India’s strength in computing technology and software development will work wonders when transferred to the farm fields. They will bring the advantages of data analytics and use of agronomic data gathered from precision monitoring technology to the farmer. Historic weather data and its detailed analysis will in the years ahead, cushion the farmer somewhat from the vagaries of nature.
Empowered with technology, India is destined to evolve into an agrarian powerhouse. By improving the volume, quality, flow, and frequency of information used in cultivation and other stages in the food value chain, food production is expected to shortly become more competent, productive and sustainable. In a statement at the World Economic Forum early in 2018, David McLenan, CEO of Cargill had said, “We have an incredible opportunity to work together to use technology and innovation to create more inclusive and sustainable food systems”.
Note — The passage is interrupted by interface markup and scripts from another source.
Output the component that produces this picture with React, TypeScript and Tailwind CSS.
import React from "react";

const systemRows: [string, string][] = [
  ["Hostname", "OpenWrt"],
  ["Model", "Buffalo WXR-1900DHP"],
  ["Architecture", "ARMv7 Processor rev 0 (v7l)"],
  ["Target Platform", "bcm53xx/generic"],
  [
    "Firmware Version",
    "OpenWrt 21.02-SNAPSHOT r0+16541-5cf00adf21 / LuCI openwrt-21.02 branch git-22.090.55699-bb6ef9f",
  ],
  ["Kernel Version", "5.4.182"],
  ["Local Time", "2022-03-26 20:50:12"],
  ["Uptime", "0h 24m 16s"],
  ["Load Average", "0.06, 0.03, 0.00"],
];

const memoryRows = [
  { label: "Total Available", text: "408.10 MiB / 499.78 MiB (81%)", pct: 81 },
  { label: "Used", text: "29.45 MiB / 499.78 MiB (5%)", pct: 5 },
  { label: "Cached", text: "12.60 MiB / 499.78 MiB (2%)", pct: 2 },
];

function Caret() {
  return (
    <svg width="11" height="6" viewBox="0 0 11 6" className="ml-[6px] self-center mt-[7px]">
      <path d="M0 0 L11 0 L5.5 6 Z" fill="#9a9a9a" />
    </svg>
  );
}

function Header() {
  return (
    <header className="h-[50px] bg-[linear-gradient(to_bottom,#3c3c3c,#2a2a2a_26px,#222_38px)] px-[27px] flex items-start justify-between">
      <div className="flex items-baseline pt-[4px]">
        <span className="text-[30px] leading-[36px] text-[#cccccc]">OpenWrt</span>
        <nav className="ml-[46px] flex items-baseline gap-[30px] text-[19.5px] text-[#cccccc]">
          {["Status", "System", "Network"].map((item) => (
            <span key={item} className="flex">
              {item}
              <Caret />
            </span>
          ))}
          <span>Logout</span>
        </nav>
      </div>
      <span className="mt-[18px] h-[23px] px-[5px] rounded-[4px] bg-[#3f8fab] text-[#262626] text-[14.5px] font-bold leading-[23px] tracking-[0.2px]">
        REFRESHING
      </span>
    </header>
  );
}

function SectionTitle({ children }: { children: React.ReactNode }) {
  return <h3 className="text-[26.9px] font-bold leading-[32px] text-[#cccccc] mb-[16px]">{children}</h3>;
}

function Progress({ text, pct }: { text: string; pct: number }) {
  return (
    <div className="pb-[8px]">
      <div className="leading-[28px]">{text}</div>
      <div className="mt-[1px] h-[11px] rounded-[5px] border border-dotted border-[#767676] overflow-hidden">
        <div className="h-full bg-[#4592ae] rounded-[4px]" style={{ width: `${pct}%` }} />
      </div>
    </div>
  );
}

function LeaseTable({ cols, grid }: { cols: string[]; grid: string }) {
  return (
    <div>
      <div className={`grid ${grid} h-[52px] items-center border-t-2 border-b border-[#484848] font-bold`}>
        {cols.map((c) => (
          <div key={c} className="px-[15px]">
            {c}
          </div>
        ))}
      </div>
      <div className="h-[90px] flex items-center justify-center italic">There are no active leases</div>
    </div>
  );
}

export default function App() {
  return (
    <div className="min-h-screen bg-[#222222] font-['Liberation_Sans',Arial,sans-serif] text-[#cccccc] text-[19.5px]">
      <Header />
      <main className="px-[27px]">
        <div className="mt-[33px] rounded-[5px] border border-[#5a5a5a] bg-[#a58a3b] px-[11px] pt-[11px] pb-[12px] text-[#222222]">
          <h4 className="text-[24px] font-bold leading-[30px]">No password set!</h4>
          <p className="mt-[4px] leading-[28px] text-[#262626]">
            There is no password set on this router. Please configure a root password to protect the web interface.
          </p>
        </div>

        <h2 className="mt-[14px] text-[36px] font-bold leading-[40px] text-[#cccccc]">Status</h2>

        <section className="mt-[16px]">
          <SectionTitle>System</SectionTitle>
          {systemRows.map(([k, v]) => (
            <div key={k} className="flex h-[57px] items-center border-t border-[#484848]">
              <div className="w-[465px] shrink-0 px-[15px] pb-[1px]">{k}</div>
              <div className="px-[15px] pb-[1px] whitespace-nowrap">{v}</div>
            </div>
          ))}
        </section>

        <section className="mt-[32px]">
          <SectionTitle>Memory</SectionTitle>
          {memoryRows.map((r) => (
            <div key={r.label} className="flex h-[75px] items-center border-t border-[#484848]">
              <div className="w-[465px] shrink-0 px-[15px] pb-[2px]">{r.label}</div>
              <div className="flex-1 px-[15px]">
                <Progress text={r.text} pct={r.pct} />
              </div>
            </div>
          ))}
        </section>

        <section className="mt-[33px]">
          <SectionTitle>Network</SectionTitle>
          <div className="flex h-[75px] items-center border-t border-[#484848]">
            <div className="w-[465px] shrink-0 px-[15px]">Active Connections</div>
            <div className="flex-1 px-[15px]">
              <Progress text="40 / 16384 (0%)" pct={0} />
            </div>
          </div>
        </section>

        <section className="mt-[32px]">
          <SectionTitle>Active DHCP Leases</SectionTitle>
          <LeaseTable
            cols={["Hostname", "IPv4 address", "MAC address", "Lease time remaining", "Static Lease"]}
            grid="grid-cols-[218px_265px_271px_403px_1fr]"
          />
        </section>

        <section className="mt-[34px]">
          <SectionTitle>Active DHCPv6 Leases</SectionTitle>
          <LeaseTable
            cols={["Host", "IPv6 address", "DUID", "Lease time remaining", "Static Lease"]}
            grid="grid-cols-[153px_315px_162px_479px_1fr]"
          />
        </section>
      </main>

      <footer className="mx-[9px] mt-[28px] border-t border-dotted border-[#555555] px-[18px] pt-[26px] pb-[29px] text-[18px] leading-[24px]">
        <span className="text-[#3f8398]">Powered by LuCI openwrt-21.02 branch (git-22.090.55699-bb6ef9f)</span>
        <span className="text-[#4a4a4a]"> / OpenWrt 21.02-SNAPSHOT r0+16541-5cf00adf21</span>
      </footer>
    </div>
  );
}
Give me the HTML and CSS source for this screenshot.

Already, computers and mobile applications are being used by both the government and the private sector to communicate with farmers. The ITC “e-choupals”, for instance, link farmers to the agro-products processing and marketing division of the company through the Internet. The farmer has begun accessing markets through digital devices and farming is mechanised to an extent.
In the years ahead we are likely to see more automation in the farm fields, in processes like irrigation, for instance. One day in the near future, the Indian farmer will be tending to several fields from his perch atop a haystack.